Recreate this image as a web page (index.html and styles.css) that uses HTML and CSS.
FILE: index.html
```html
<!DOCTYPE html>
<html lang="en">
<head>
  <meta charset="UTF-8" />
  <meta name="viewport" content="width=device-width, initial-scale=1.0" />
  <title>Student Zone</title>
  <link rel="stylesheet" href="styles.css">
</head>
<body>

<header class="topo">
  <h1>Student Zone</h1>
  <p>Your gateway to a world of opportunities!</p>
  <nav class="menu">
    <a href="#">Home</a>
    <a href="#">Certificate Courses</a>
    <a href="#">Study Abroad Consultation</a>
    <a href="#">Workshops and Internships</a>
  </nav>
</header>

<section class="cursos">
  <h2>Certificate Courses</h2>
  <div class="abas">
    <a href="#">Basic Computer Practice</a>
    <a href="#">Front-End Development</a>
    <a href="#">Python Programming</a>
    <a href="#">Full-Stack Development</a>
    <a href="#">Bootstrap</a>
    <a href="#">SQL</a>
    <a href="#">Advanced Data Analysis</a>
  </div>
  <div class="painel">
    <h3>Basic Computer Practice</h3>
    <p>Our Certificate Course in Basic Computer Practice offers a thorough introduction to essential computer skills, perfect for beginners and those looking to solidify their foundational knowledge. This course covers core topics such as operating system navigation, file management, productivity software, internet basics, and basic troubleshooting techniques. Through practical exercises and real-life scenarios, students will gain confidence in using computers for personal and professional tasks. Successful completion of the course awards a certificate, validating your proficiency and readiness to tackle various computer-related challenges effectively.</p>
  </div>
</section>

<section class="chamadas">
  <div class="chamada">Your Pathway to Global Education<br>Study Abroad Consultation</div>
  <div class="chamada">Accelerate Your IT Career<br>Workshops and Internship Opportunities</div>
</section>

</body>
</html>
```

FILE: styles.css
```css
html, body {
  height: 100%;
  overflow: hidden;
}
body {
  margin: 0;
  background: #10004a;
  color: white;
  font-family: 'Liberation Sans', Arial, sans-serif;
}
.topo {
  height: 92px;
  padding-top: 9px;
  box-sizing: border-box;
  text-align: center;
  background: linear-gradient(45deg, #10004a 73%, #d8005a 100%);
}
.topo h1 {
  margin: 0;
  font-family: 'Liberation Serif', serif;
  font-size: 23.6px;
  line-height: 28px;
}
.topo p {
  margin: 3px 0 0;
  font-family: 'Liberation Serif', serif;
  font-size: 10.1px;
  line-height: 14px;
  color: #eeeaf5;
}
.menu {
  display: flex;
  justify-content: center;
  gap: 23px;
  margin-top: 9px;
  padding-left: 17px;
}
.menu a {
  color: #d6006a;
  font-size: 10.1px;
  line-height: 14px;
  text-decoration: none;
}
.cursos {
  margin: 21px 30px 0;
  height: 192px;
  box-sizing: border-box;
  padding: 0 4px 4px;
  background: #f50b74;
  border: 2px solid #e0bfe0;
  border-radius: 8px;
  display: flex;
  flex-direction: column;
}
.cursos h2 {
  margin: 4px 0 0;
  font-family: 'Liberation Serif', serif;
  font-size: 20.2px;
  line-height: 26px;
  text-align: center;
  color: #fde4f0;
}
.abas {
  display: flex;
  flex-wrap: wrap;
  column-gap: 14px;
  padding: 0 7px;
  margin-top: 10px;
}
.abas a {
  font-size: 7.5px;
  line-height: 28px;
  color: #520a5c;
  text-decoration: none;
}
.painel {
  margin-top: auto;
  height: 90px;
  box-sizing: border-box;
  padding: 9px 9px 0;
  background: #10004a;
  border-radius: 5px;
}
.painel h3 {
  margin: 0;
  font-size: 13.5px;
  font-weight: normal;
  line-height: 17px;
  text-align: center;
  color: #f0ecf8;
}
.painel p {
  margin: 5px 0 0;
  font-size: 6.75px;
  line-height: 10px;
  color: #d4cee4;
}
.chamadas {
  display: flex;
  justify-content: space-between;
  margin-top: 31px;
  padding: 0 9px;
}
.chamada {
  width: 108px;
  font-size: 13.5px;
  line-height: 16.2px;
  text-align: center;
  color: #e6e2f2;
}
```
■ ■ ■ ■ ■ ■ ■
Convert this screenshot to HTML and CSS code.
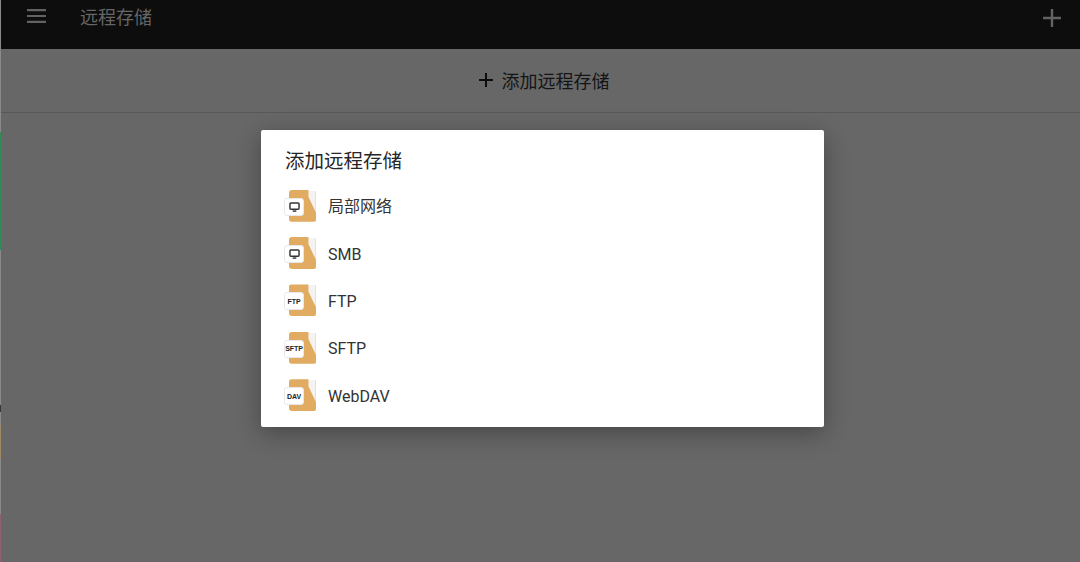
■ ■ ■ ■ ■ ■ ■
**Written exercise:** Identify all lines in the records above with the word "styles".

**Answer for the task:**
Recreate this image as a web page (index.html and styles.css) that uses HTML and CSS.
  <link rel="stylesheet" href="styles.css">
FILE: styles.css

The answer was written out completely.